NoPlace aims for the renaissance of organic social interaction through social media. The app allows users to personalize their profiles with colors, personal interests, and topical tags. It features two feeds, the first showing the friends, and the second displaying global users of the app. Zhong aims to build a community, as most of the apps nowadays provide highly personalized content, isolating one another.  “We’re watching different content and [following] different interests than our friends, so the community is harder to find as a result,” she tells Tech Crunch. With the NoPlace app, the idea is to provide a platform where users can find people who share the same interests as them. Users’ profiles can feature tags, which the app calls “stars,” that display their interests and topics, like their horoscopes, hobbies, and fandoms, making them discoverable to others with shared interests.

The unique twist in the app is its oxymoronic nature – it appeals to Gen Z, and the call of appeal is that the app won’t make use of algorithms. “All these other apps these days, it’s just algorithmic. A lot of posts just get pushed down if you don’t get engagement,” explains Zhong to Bustle. Even the app’s description reads, “Remember how fun the internet was before all the algos and ads?” Instead of manipulating feeds, the app leverages AI for content curation and suggestions. It doesn’t alter what you see but rather uses AI to offer summaries of things you might have missed.

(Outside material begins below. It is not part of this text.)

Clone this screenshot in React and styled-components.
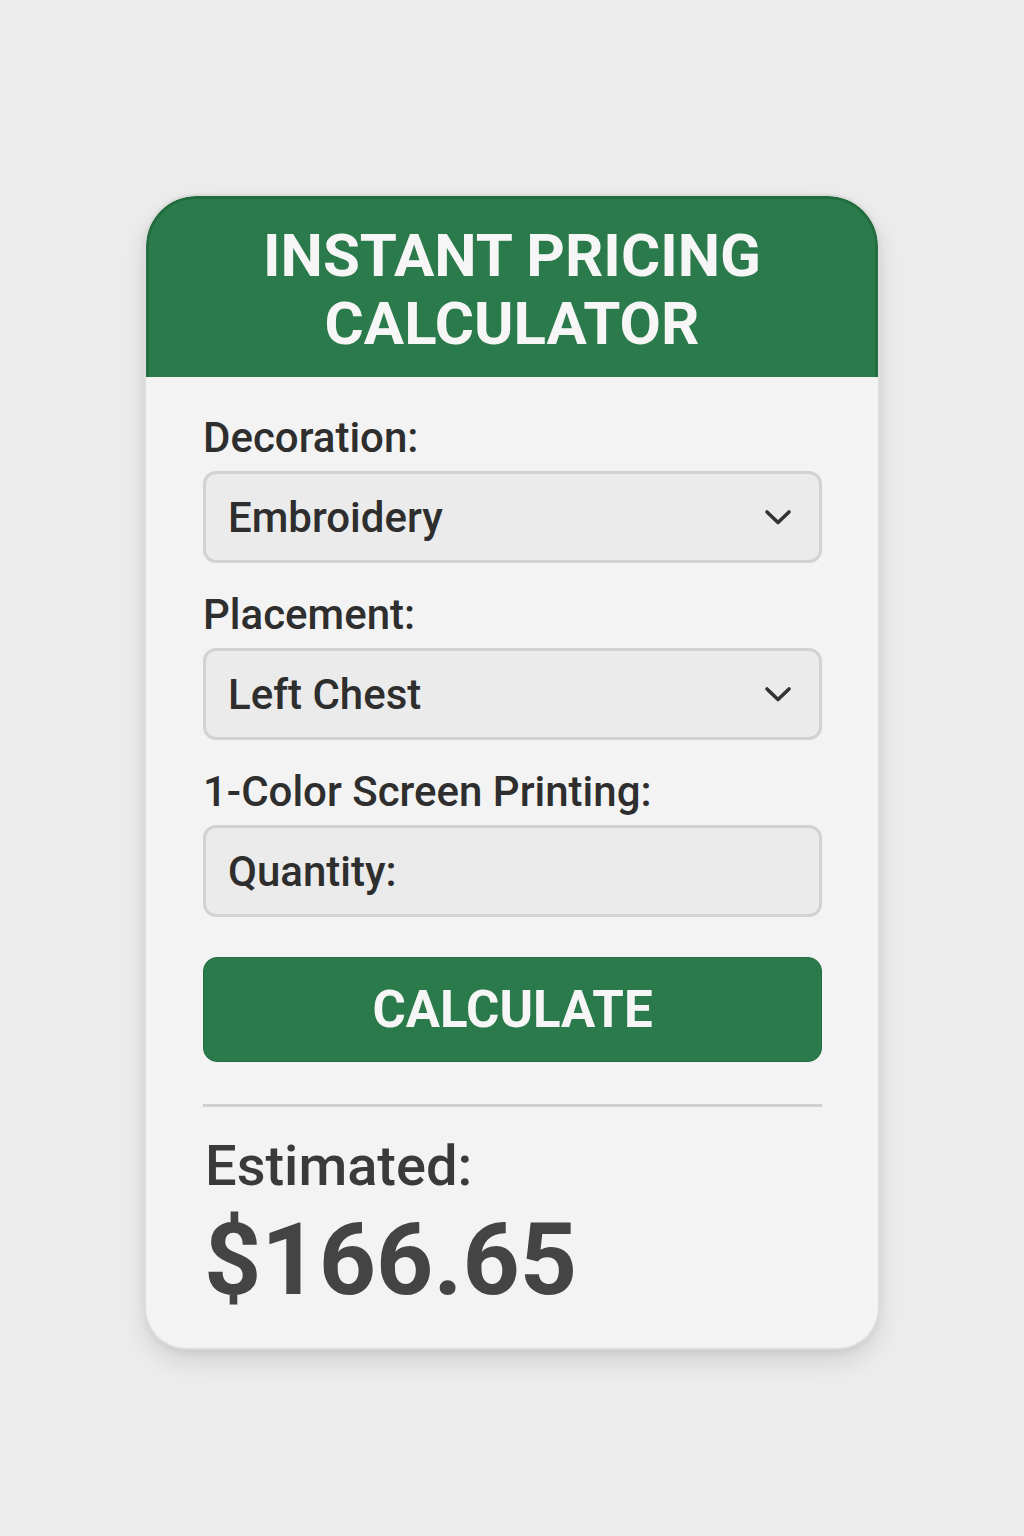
import React from "react";
import styled, { createGlobalStyle } from "styled-components";

const Global = createGlobalStyle`
  html, body { margin: 0; padding: 0; background: #ececec; }
  body { font-family: Roboto, "Liberation Sans", Arial, sans-serif; }
`;

const Page = styled.div`
  width: 1024px;
  height: 1536px;
  box-sizing: border-box;
  padding-top: 196px;
  display: flex;
  justify-content: center;
  align-items: flex-start;
  background: #ececec;
`;

const Card = styled.div`
  width: 732px;
  background: #f3f3f3;
  border-radius: 50px 50px 40px 40px;
  box-shadow: 0 0 0 2px #dcdcdc, 0 12px 26px rgba(0, 0, 0, 0.12),
    0 3px 8px rgba(0, 0, 0, 0.08);
  overflow: hidden;
`;

const Header = styled.div`
  background: #2b7a4b;
  border: 3px solid #226c3f;
  border-bottom: none;
  border-radius: 50px 50px 0 0;
  height: 181px;
  box-sizing: border-box;
  display: flex;
  align-items: center;
  justify-content: center;
  text-align: center;
`;

const Title = styled.h1`
  margin: 0;
  color: #f6f6f6;
  font-size: 60px;
  line-height: 68px;
  font-weight: 700;
  padding-top: 4px;
`;

const Body = styled.div`
  padding: 37px 56px 34px 57px;
  display: flex;
  flex-direction: column;
`;

const Label = styled.div`
  color: #2e2e2e;
  font-size: 42px;
  line-height: 48px;
  font-weight: 500;
  margin-bottom: 9px;
`;

const Field = styled.div`
  height: 92px;
  box-sizing: border-box;
  border: 3px solid #d2d2d2;
  border-radius: 13px;
  background: #ebebeb;
  display: flex;
  align-items: center;
  justify-content: space-between;
  padding: 0 27px 0 22px;
  margin-bottom: ${(p) => p.$mb}px;
  color: #2e2e2e;
  font-size: 42px;
  font-weight: 500;
`;

const Chevron = () => (
  <svg width="28" height="18" viewBox="0 0 28 18">
    <path
      d="M3 4 L14 14.5 L25 4"
      fill="none"
      stroke="#333"
      strokeWidth="3.6"
      strokeLinecap="round"
      strokeLinejoin="round"
    />
  </svg>
);

const Button = styled.div`
  height: 105px;
  border-radius: 14px;
  background: #2b7a4b;
  border: 1px solid #236e41;
  box-sizing: border-box;
  display: flex;
  align-items: center;
  justify-content: center;
  color: #f6f6f6;
  font-size: 51px;
  font-weight: 700;
`;

const Divider = styled.div`
  height: 3px;
  background: #d0d0d0;
  margin: 42px 0 25px;
`;

const Estimated = styled.div`
  color: #3a3a3a;
  font-size: 56px;
  line-height: 68px;
  font-weight: 500;
  margin-left: 2px;
`;

const Price = styled.div`
  color: #444;
  font-size: 100px;
  line-height: 108px;
  font-weight: 700;
  margin-left: 1px;
  margin-top: 6px;
`;

export default function App() {
  return (
    <>
      <Global />
      <Page>
        <Card>
          <Header>
            <Title>
              INSTANT PRICING
              <br />
              CALCULATOR
            </Title>
          </Header>
          <Body>
            <Label>Decoration:</Label>
            <Field $mb={28}>
              Embroidery
              <Chevron />
            </Field>
            <Label>Placement:</Label>
            <Field $mb={28}>
              Left Chest
              <Chevron />
            </Field>
            <Label>1-Color Screen Printing:</Label>
            <Field $mb={40}>Quantity:</Field>
            <Button>CALCULATE</Button>
            <Divider />
            <Estimated>Estimated:</Estimated>
            <Price>$166.65</Price>
          </Body>
        </Card>
      </Page>
    </>
  );
}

However, skepticism abounds. On Reddit, many users call it a marketing ploy. The company hasn’t explained how exactly they will avoid algorithms, and what that means for content discovery. Some users even trolled the app, pointing out the irony of using the term AI (algorithms are the building blocks of AI) to supposedly escape “algorithms”. Reviewers have gone as far as calling NoPlace app a hype, destined to fade like BeReal. Adding to the user confusion are the app’s vague community guidelines. For example, they prohibit “violence, gore, or other scary stuff” (does this include horror movies?), anything “NSFW” (so are sex workers not allowed on the site), and promotion of “drugs, alcohol, or other illicit things (what does this include).”

However, this highlights a broader trend: a growing resistance among users, particularly Gen Z, to the manipulative nature of algorithms, forcing us to look at the sub-sect of Gen Z’s ebbing away from algorithmic social media. However, this is still a much smaller population compared to the larger wave of Gen Zs using algorithmic apps like TikTok or Instagram almost as their Google Search.

Time can only tell – if we are to barrel towards algorithms or turn back the wheel to simpler times of binary apps like Vines and MySpace.